## Data in this exercise
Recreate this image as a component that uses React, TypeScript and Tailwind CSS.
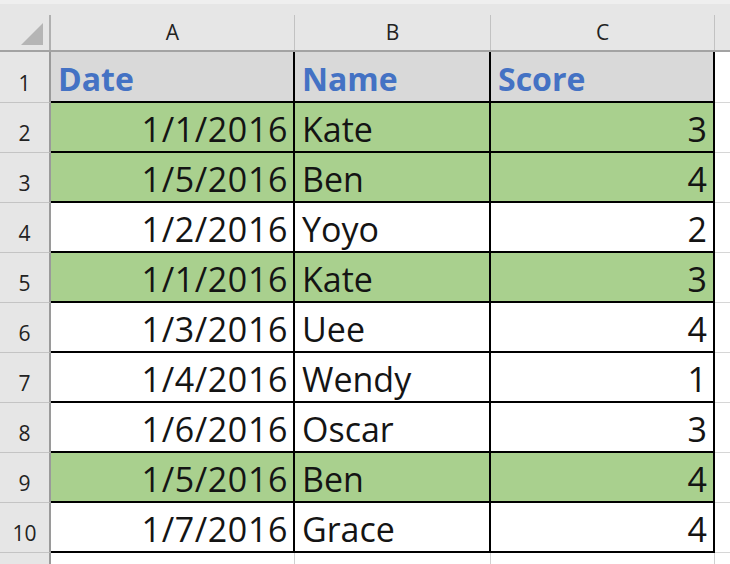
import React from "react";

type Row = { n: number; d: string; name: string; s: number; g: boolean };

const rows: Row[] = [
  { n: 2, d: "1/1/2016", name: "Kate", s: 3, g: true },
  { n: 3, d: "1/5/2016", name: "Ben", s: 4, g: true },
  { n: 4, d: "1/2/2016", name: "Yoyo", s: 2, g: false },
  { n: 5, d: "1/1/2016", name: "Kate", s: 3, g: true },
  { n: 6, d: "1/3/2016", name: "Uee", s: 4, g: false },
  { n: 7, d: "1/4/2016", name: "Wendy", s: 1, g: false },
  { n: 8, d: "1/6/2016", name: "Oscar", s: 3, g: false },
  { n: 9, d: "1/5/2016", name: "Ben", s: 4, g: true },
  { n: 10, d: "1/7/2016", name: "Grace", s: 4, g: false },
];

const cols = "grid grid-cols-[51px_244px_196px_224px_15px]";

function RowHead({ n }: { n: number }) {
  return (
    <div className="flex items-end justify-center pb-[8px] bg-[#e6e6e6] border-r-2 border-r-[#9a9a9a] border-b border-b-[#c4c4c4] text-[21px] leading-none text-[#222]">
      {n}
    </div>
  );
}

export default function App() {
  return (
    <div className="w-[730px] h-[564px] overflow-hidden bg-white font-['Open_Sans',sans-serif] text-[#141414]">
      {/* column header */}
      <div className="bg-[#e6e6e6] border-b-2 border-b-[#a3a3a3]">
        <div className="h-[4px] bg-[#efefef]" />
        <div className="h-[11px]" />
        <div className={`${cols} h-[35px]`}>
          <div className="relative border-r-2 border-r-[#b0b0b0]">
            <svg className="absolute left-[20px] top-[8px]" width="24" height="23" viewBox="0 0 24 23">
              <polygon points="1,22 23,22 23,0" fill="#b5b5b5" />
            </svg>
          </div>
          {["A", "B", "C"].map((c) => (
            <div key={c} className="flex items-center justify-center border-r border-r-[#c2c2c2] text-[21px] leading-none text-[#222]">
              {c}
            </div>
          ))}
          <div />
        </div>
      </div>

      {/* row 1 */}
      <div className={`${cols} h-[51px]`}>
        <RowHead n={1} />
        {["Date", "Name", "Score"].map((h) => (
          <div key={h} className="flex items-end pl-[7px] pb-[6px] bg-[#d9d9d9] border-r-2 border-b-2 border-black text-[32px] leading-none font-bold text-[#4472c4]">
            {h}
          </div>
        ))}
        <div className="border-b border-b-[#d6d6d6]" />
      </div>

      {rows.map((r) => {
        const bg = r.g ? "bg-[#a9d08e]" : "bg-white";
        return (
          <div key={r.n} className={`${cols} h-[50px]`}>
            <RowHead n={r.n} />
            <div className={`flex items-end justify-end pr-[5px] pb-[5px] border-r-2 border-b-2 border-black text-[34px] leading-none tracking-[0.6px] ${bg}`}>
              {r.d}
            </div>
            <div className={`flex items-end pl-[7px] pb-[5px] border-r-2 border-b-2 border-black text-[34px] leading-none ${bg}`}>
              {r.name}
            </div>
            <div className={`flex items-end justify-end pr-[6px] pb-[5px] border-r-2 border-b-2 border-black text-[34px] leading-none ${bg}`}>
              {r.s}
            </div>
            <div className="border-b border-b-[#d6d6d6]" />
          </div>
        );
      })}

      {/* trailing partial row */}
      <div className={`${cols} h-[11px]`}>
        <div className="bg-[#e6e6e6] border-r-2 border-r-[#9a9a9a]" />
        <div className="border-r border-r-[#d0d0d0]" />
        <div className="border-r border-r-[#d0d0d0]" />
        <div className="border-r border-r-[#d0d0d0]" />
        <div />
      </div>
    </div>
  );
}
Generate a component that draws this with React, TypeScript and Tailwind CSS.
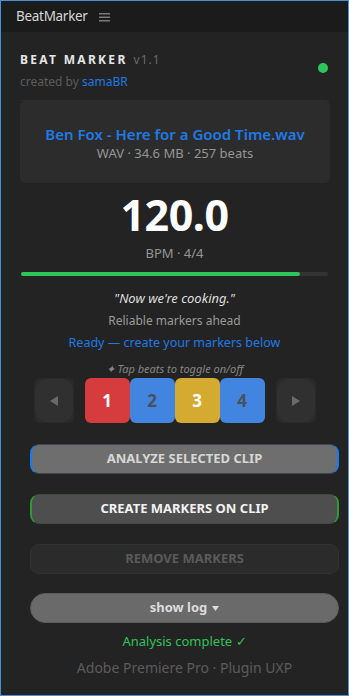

## Aim
Transcribe the listing in full and omit the pictures.

## Answer to the problem
Recreate this image as a component that uses React, TypeScript and Tailwind CSS.
import React from "react";

type Row = { n: number; d: string; name: string; s: number; g: boolean };

const rows: Row[] = [
  { n: 2, d: "1/1/2016", name: "Kate", s: 3, g: true },
  { n: 3, d: "1/5/2016", name: "Ben", s: 4, g: true },
  { n: 4, d: "1/2/2016", name: "Yoyo", s: 2, g: false },
  { n: 5, d: "1/1/2016", name: "Kate", s: 3, g: true },
  { n: 6, d: "1/3/2016", name: "Uee", s: 4, g: false },
  { n: 7, d: "1/4/2016", name: "Wendy", s: 1, g: false },
  { n: 8, d: "1/6/2016", name: "Oscar", s: 3, g: false },
  { n: 9, d: "1/5/2016", name: "Ben", s: 4, g: true },
  { n: 10, d: "1/7/2016", name: "Grace", s: 4, g: false },
];

const cols = "grid grid-cols-[51px_244px_196px_224px_15px]";

function RowHead({ n }: { n: number }) {
  return (
    <div className="flex items-end justify-center pb-[8px] bg-[#e6e6e6] border-r-2 border-r-[#9a9a9a] border-b border-b-[#c4c4c4] text-[21px] leading-none text-[#222]">
      {n}
    </div>
  );
}

export default function App() {
  return (
    <div className="w-[730px] h-[564px] overflow-hidden bg-white font-['Open_Sans',sans-serif] text-[#141414]">
      {/* column header */}
      <div className="bg-[#e6e6e6] border-b-2 border-b-[#a3a3a3]">
        <div className="h-[4px] bg-[#efefef]" />
        <div className="h-[11px]" />
        <div className={`${cols} h-[35px]`}>
          <div className="relative border-r-2 border-r-[#b0b0b0]">
            <svg className="absolute left-[20px] top-[8px]" width="24" height="23" viewBox="0 0 24 23">
              <polygon points="1,22 23,22 23,0" fill="#b5b5b5" />
            </svg>
          </div>
          {["A", "B", "C"].map((c) => (
            <div key={c} className="flex items-center justify-center border-r border-r-[#c2c2c2] text-[21px] leading-none text-[#222]">
              {c}
            </div>
          ))}
          <div />
        </div>
      </div>

      {/* row 1 */}
      <div className={`${cols} h-[51px]`}>
        <RowHead n={1} />
        {["Date", "Name", "Score"].map((h) => (
          <div key={h} className="flex items-end pl-[7px] pb-[6px] bg-[#d9d9d9] border-r-2 border-b-2 border-black text-[32px] leading-none font-bold text-[#4472c4]">
            {h}
          </div>
        ))}
        <div className="border-b border-b-[#d6d6d6]" />
      </div>

      {rows.map((r) => {
        const bg = r.g ? "bg-[#a9d08e]" : "bg-white";
        return (
          <div key={r.n} className={`${cols} h-[50px]`}>
            <RowHead n={r.n} />
            <div className={`flex items-end justify-end pr-[5px] pb-[5px] border-r-2 border-b-2 border-black text-[34px] leading-none tracking-[0.6px] ${bg}`}>
              {r.d}
            </div>
            <div className={`flex items-end pl-[7px] pb-[5px] border-r-2 border-b-2 border-black text-[34px] leading-none ${bg}`}>
              {r.name}
            </div>
            <div className={`flex items-end justify-end pr-[6px] pb-[5px] border-r-2 border-b-2 border-black text-[34px] leading-none ${bg}`}>
              {r.s}
            </div>
            <div className="border-b border-b-[#d6d6d6]" />
          </div>
        );
      })}

      {/* trailing partial row */}
      <div className={`${cols} h-[11px]`}>
        <div className="bg-[#e6e6e6] border-r-2 border-r-[#9a9a9a]" />
        <div className="border-r border-r-[#d0d0d0]" />
        <div className="border-r border-r-[#d0d0d0]" />
        <div className="border-r border-r-[#d0d0d0]" />
        <div />
      </div>
    </div>
  );
}
Generate a component that draws this with React, TypeScript and Tailwind CSS.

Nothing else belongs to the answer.